Source material:
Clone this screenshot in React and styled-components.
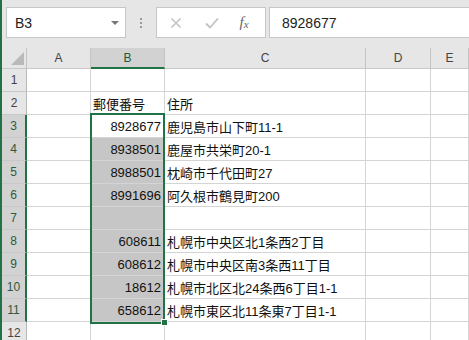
import React from 'react';
import styled, { createGlobalStyle } from 'styled-components';

const GlobalStyle = createGlobalStyle`
  html, body { margin: 0; padding: 0; background: #fff; }
  body { font-family: "Liberation Sans", "Noto Sans CJK JP", sans-serif; }
`;

const GREEN = '#217346';

const Window = styled.div`
  width: 469px;
  height: 340px;
  overflow: hidden;
  box-sizing: border-box;
  border-left: 2px solid ${GREEN};
  background: #e6e6e6;
`;

const FormulaBar = styled.div`
  height: 48px;
  box-sizing: border-box;
  padding: 7px 0 0 4px;
  display: flex;
  align-items: flex-start;
`;

const Box = styled.div`
  height: 31px;
  box-sizing: border-box;
  border: 1px solid #c6c6c6;
  background: #fff;
  display: flex;
  align-items: center;
`;

const NameBox = styled(Box)`
  width: 120px;
  padding: 0 6px 0 8px;
  justify-content: space-between;
  font-size: 14px;
  color: #222;
`;

const Arrow = styled.span`
  width: 0;
  height: 0;
  border-left: 4px solid transparent;
  border-right: 4px solid transparent;
  border-top: 4px solid #777;
`;

const Dots = styled.div`
  width: 30px;
  height: 31px;
  display: flex;
  flex-direction: column;
  align-items: center;
  justify-content: center;
  gap: 2px;
  span {
    width: 2px;
    height: 2px;
    background: #9a9a9a;
  }
`;

const ButtonBox = styled(Box)`
  width: 110px;
  padding: 0 0 0 12px;
  gap: 0;
`;

const IconSlot = styled.span`
  width: ${p => p.$w}px;
  display: flex;
  justify-content: center;
  align-items: center;
`;

const Fx = styled.span`
  font-family: "Liberation Serif", "DejaVu Serif", serif;
  font-style: italic;
  font-size: 15px;
  color: #666;
  sub {
    font-size: 11px;
    vertical-align: -1px;
  }
`;

const FormulaInput = styled(Box)`
  flex: 1;
  margin-left: 3px;
  margin-right: -2px;
  padding-left: 12px;
  font-size: 14px;
  color: #222;
`;

const Sheet = styled.div`
  position: relative;
  display: grid;
  grid-template-columns: 25px 64px 74px 201px 65px 1fr;
  grid-template-rows: 21px;
  grid-auto-rows: 23px;
  background: #fff;
`;

const ColHead = styled.div`
  box-sizing: border-box;
  background: ${p => (p.$sel ? '#d2d2d2' : '#e6e6e6')};
  border-right: 1px solid #c4c4c4;
  border-bottom: ${p => (p.$sel ? `2px solid ${GREEN}` : '1px solid #c8c8c8')};
  color: ${p => (p.$sel ? '#1f5a37' : '#444')};
  font-size: 12px;
  display: flex;
  align-items: center;
  justify-content: center;
  padding-top: ${p => (p.$sel ? '1px' : '0')};
`;

const Corner = styled(ColHead)`
  position: relative;
  &::after {
    content: '';
    position: absolute;
    right: 2px;
    bottom: 3px;
    width: 0;
    height: 0;
    border-left: 13px solid transparent;
    border-bottom: 13px solid #b9b9b9;
  }
`;

const RowHead = styled.div`
  box-sizing: border-box;
  background: ${p => (p.$sel ? '#d2d2d2' : '#e6e6e6')};
  border-right: ${p => (p.$sel ? `2px solid ${GREEN}` : '1px solid #b8b8b8')};
  border-bottom: 1px solid #c8c8c8;
  color: ${p => (p.$sel ? '#2b5a3e' : '#444')};
  font-size: 12px;
  display: flex;
  align-items: center;
  justify-content: center;
`;

const Cell = styled.div`
  box-sizing: border-box;
  background: ${p => (p.$fill ? '#c6c6c6' : '#fff')};
  border-right: 1px solid #d4d4d4;
  border-bottom: 1px solid #d4d4d4;
  font-size: 13px;
  color: #111;
  display: flex;
  align-items: center;
  justify-content: ${p => (p.$right ? 'flex-end' : 'flex-start')};
  padding: 1px 3px 0 2px;
  white-space: nowrap;
  overflow: visible;
`;

const Selection = styled.div`
  position: absolute;
  left: 88px;
  top: 65px;
  width: 75px;
  height: 211px;
  box-sizing: border-box;
  border: 2px solid ${GREEN};
  pointer-events: none;
`;

const Handle = styled.div`
  position: absolute;
  right: -4px;
  bottom: -3px;
  width: 5px;
  height: 5px;
  background: ${GREEN};
  outline: 1px solid #fff;
`;

const rows = [
  { b: '', c: '' },
  { b: '郵便番号', c: '住所', text: true },
  { b: '8928677', c: '鹿児島市山下町11-1' },
  { b: '8938501', c: '鹿屋市共栄町20-1' },
  { b: '8988501', c: '枕崎市千代田町27' },
  { b: '8991696', c: '阿久根市鶴見町200' },
  { b: '', c: '' },
  { b: '608611', c: '札幌市中央区北1条西2丁目' },
  { b: '608612', c: '札幌市中央区南3条西11丁目' },
  { b: '18612', c: '札幌市北区北24条西6丁目1-1' },
  { b: '658612', c: '札幌市東区北11条東7丁目1-1' },
  { b: '', c: '' },
];

function CrossIcon() {
  return (
    <svg width="12" height="12" viewBox="0 0 12 12">
      <path d="M1.5 1.5 L10.5 10.5 M10.5 1.5 L1.5 10.5" stroke="#c2c2c2" strokeWidth="1.6" fill="none" />
    </svg>
  );
}

function CheckIcon() {
  return (
    <svg width="14" height="12" viewBox="0 0 14 12">
      <path d="M1 6.5 L5 10.5 L13 1.5" stroke="#c2c2c2" strokeWidth="1.8" fill="none" />
    </svg>
  );
}

export default function App() {
  return (
    <>
      <GlobalStyle />
      <Window>
        <FormulaBar>
          <NameBox>
            <span>B3</span>
            <Arrow />
          </NameBox>
          <Dots>
            <span />
            <span />
            <span />
          </Dots>
          <ButtonBox>
            <IconSlot $w={14}><CrossIcon /></IconSlot>
            <IconSlot $w={22} />
            <IconSlot $w={14}><CheckIcon /></IconSlot>
            <IconSlot $w={18} />
            <IconSlot $w={14}><Fx>f<sub>x</sub></Fx></IconSlot>
          </ButtonBox>
          <FormulaInput>8928677</FormulaInput>
        </FormulaBar>

        <Sheet>
          <Corner />
          <ColHead>A</ColHead>
          <ColHead $sel>B</ColHead>
          <ColHead>C</ColHead>
          <ColHead>D</ColHead>
          <ColHead>E</ColHead>

          {rows.map((r, i) => {
            const n = i + 1;
            const sel = n >= 3 && n <= 11;
            return (
              <React.Fragment key={n}>
                <RowHead $sel={sel}>{n}</RowHead>
                <Cell />
                <Cell $right={!r.text} $fill={n >= 4 && n <= 11}>{r.b}</Cell>
                <Cell>{r.c}</Cell>
                <Cell />
                <Cell />
              </React.Fragment>
            );
          })}

          <Selection>
            <Handle />
          </Selection>
        </Sheet>
      </Window>
    </>
  );
}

Task to complete: All of the lines above should be retyped precisely, apart from the pictures.

Solution to this exercise:
Clone this screenshot in React and styled-components.
import React from 'react';
import styled, { createGlobalStyle } from 'styled-components';

const GlobalStyle = createGlobalStyle`
  html, body { margin: 0; padding: 0; background: #fff; }
  body { font-family: "Liberation Sans", "Noto Sans CJK JP", sans-serif; }
`;

const GREEN = '#217346';

const Window = styled.div`
  width: 469px;
  height: 340px;
  overflow: hidden;
  box-sizing: border-box;
  border-left: 2px solid ${GREEN};
  background: #e6e6e6;
`;

const FormulaBar = styled.div`
  height: 48px;
  box-sizing: border-box;
  padding: 7px 0 0 4px;
  display: flex;
  align-items: flex-start;
`;

const Box = styled.div`
  height: 31px;
  box-sizing: border-box;
  border: 1px solid #c6c6c6;
  background: #fff;
  display: flex;
  align-items: center;
`;

const NameBox = styled(Box)`
  width: 120px;
  padding: 0 6px 0 8px;
  justify-content: space-between;
  font-size: 14px;
  color: #222;
`;

const Arrow = styled.span`
  width: 0;
  height: 0;
  border-left: 4px solid transparent;
  border-right: 4px solid transparent;
  border-top: 4px solid #777;
`;

const Dots = styled.div`
  width: 30px;
  height: 31px;
  display: flex;
  flex-direction: column;
  align-items: center;
  justify-content: center;
  gap: 2px;
  span {
    width: 2px;
    height: 2px;
    background: #9a9a9a;
  }
`;

const ButtonBox = styled(Box)`
  width: 110px;
  padding: 0 0 0 12px;
  gap: 0;
`;

const IconSlot = styled.span`
  width: ${p => p.$w}px;
  display: flex;
  justify-content: center;
  align-items: center;
`;

const Fx = styled.span`
  font-family: "Liberation Serif", "DejaVu Serif", serif;
  font-style: italic;
  font-size: 15px;
  color: #666;
  sub {
    font-size: 11px;
    vertical-align: -1px;
  }
`;

const FormulaInput = styled(Box)`
  flex: 1;
  margin-left: 3px;
  margin-right: -2px;
  padding-left: 12px;
  font-size: 14px;
  color: #222;
`;

const Sheet = styled.div`
  position: relative;
  display: grid;
  grid-template-columns: 25px 64px 74px 201px 65px 1fr;
  grid-template-rows: 21px;
  grid-auto-rows: 23px;
  background: #fff;
`;

const ColHead = styled.div`
  box-sizing: border-box;
  background: ${p => (p.$sel ? '#d2d2d2' : '#e6e6e6')};
  border-right: 1px solid #c4c4c4;
  border-bottom: ${p => (p.$sel ? `2px solid ${GREEN}` : '1px solid #c8c8c8')};
  color: ${p => (p.$sel ? '#1f5a37' : '#444')};
  font-size: 12px;
  display: flex;
  align-items: center;
  justify-content: center;
  padding-top: ${p => (p.$sel ? '1px' : '0')};
`;

const Corner = styled(ColHead)`
  position: relative;
  &::after {
    content: '';
    position: absolute;
    right: 2px;
    bottom: 3px;
    width: 0;
    height: 0;
    border-left: 13px solid transparent;
    border-bottom: 13px solid #b9b9b9;
  }
`;

const RowHead = styled.div`
  box-sizing: border-box;
  background: ${p => (p.$sel ? '#d2d2d2' : '#e6e6e6')};
  border-right: ${p => (p.$sel ? `2px solid ${GREEN}` : '1px solid #b8b8b8')};
  border-bottom: 1px solid #c8c8c8;
  color: ${p => (p.$sel ? '#2b5a3e' : '#444')};
  font-size: 12px;
  display: flex;
  align-items: center;
  justify-content: center;
`;

const Cell = styled.div`
  box-sizing: border-box;
  background: ${p => (p.$fill ? '#c6c6c6' : '#fff')};
  border-right: 1px solid #d4d4d4;
  border-bottom: 1px solid #d4d4d4;
  font-size: 13px;
  color: #111;
  display: flex;
  align-items: center;
  justify-content: ${p => (p.$right ? 'flex-end' : 'flex-start')};
  padding: 1px 3px 0 2px;
  white-space: nowrap;
  overflow: visible;
`;

const Selection = styled.div`
  position: absolute;
  left: 88px;
  top: 65px;
  width: 75px;
  height: 211px;
  box-sizing: border-box;
  border: 2px solid ${GREEN};
  pointer-events: none;
`;

const Handle = styled.div`
  position: absolute;
  right: -4px;
  bottom: -3px;
  width: 5px;
  height: 5px;
  background: ${GREEN};
  outline: 1px solid #fff;
`;

const rows = [
  { b: '', c: '' },
  { b: '郵便番号', c: '住所', text: true },
  { b: '8928677', c: '鹿児島市山下町11-1' },
  { b: '8938501', c: '鹿屋市共栄町20-1' },
  { b: '8988501', c: '枕崎市千代田町27' },
  { b: '8991696', c: '阿久根市鶴見町200' },
  { b: '', c: '' },
  { b: '608611', c: '札幌市中央区北1条西2丁目' },
  { b: '608612', c: '札幌市中央区南3条西11丁目' },
  { b: '18612', c: '札幌市北区北24条西6丁目1-1' },
  { b: '658612', c: '札幌市東区北11条東7丁目1-1' },
  { b: '', c: '' },
];

function CrossIcon() {
  return (
    <svg width="12" height="12" viewBox="0 0 12 12">
      <path d="M1.5 1.5 L10.5 10.5 M10.5 1.5 L1.5 10.5" stroke="#c2c2c2" strokeWidth="1.6" fill="none" />
    </svg>
  );
}

function CheckIcon() {
  return (
    <svg width="14" height="12" viewBox="0 0 14 12">
      <path d="M1 6.5 L5 10.5 L13 1.5" stroke="#c2c2c2" strokeWidth="1.8" fill="none" />
    </svg>
  );
}

export default function App() {
  return (
    <>
      <GlobalStyle />
      <Window>
        <FormulaBar>
          <NameBox>
            <span>B3</span>
            <Arrow />
          </NameBox>
          <Dots>
            <span />
            <span />
            <span />
          </Dots>
          <ButtonBox>
            <IconSlot $w={14}><CrossIcon /></IconSlot>
            <IconSlot $w={22} />
            <IconSlot $w={14}><CheckIcon /></IconSlot>
            <IconSlot $w={18} />
            <IconSlot $w={14}><Fx>f<sub>x</sub></Fx></IconSlot>
          </ButtonBox>
          <FormulaInput>8928677</FormulaInput>
        </FormulaBar>

        <Sheet>
          <Corner />
          <ColHead>A</ColHead>
          <ColHead $sel>B</ColHead>
          <ColHead>C</ColHead>
          <ColHead>D</ColHead>
          <ColHead>E</ColHead>

          {rows.map((r, i) => {
            const n = i + 1;
            const sel = n >= 3 && n <= 11;
            return (
              <React.Fragment key={n}>
                <RowHead $sel={sel}>{n}</RowHead>
                <Cell />
                <Cell $right={!r.text} $fill={n >= 4 && n <= 11}>{r.b}</Cell>
                <Cell>{r.c}</Cell>
                <Cell />
                <Cell />
              </React.Fragment>
            );
          })}

          <Selection>
            <Handle />
          </Selection>
        </Sheet>
      </Window>
    </>
  );
}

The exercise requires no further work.